Look at Me; Look at Me!
by Miki SaxonWhen you were little and did something you were proud of you probably yelled “look at me; look at me” to your parents or whomever was there.
These days the desire to be noticed doesn’t stop as people age, it merely moves to social media.
People have taken to putting themselves out there in all kinds of ways, producing — in words, pictures, videos — the shared stories of their lives as they are transpiring. They disseminate their thoughts and deeds, large and small (sometimes very small), in what can seem like a perpetual plea for attention.
They do it because their friends do; to raise their Klout score; to prove they matter.
The desire to matter is ancient, probably all the way back to our caveman ancestors, but it was the Greeks who named it—kleos.

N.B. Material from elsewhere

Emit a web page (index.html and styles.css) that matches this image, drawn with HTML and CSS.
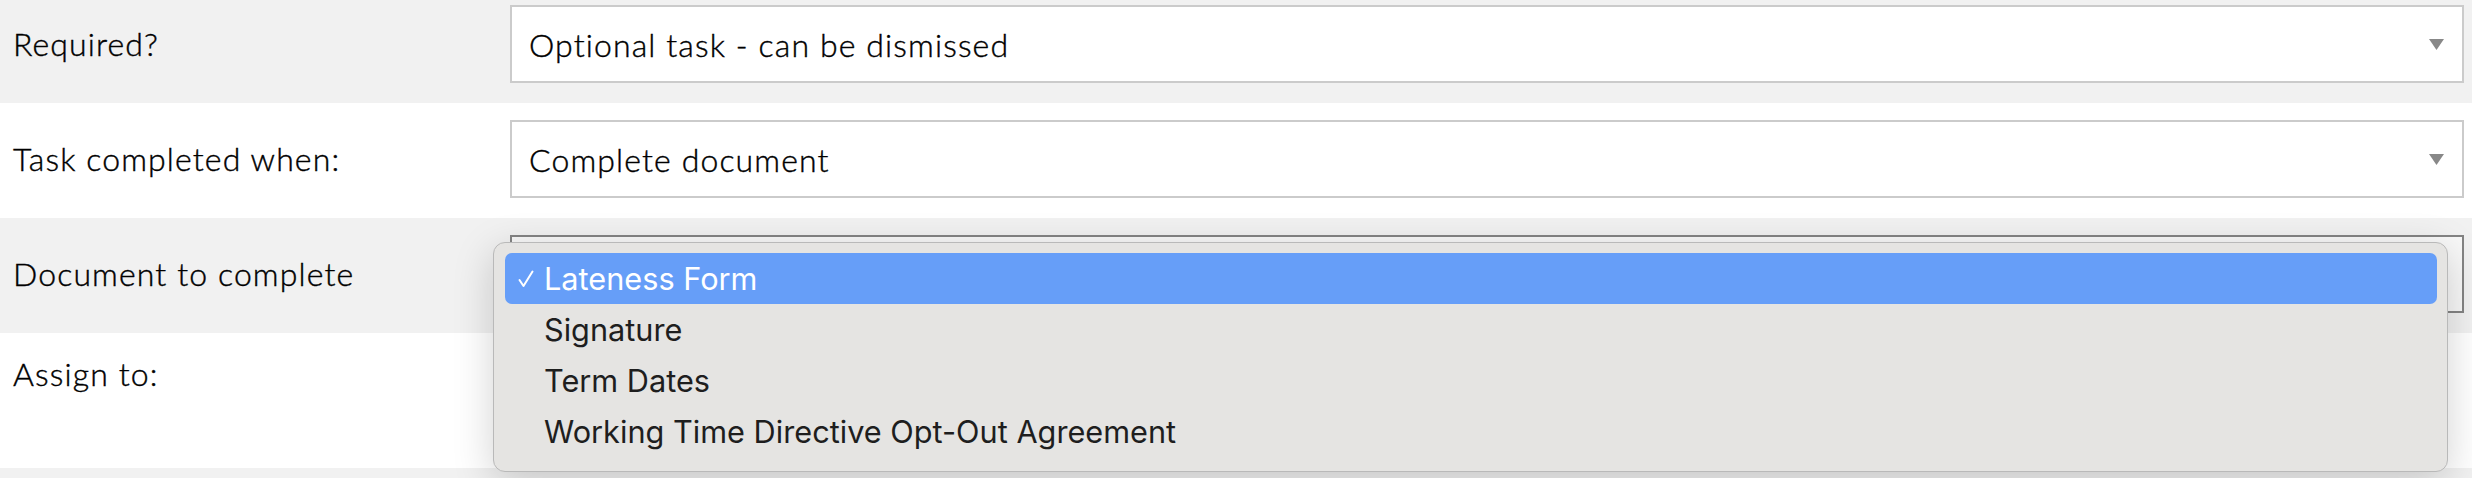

Kleos lay very near the core of the Greek value system. Their value system was at least partly motivated, as perhaps all value systems are partly motivated, by the human need to feel as if our lives matter.
The difference between the Greeks’ idea of kleos and our current focus on klout is the difference between internal and external.
Mattering wasn’t acquired by gathering attention of any kind, mortal or immortal. Acquiring mattering was something people had to do for themselves, cultivating such virtuous qualities of character as justice and wisdom. They had to put their own souls in order. This demands hard work, since simply to understand the nature of justice and wisdom, which is the first order of business, taxes our limits, not to speak of then acting on our conclusions.
Of course, that kind of deep thinking is out of favor these days, since it doesn’t provide instant gratification or lend itself to shouting ‘look at me’.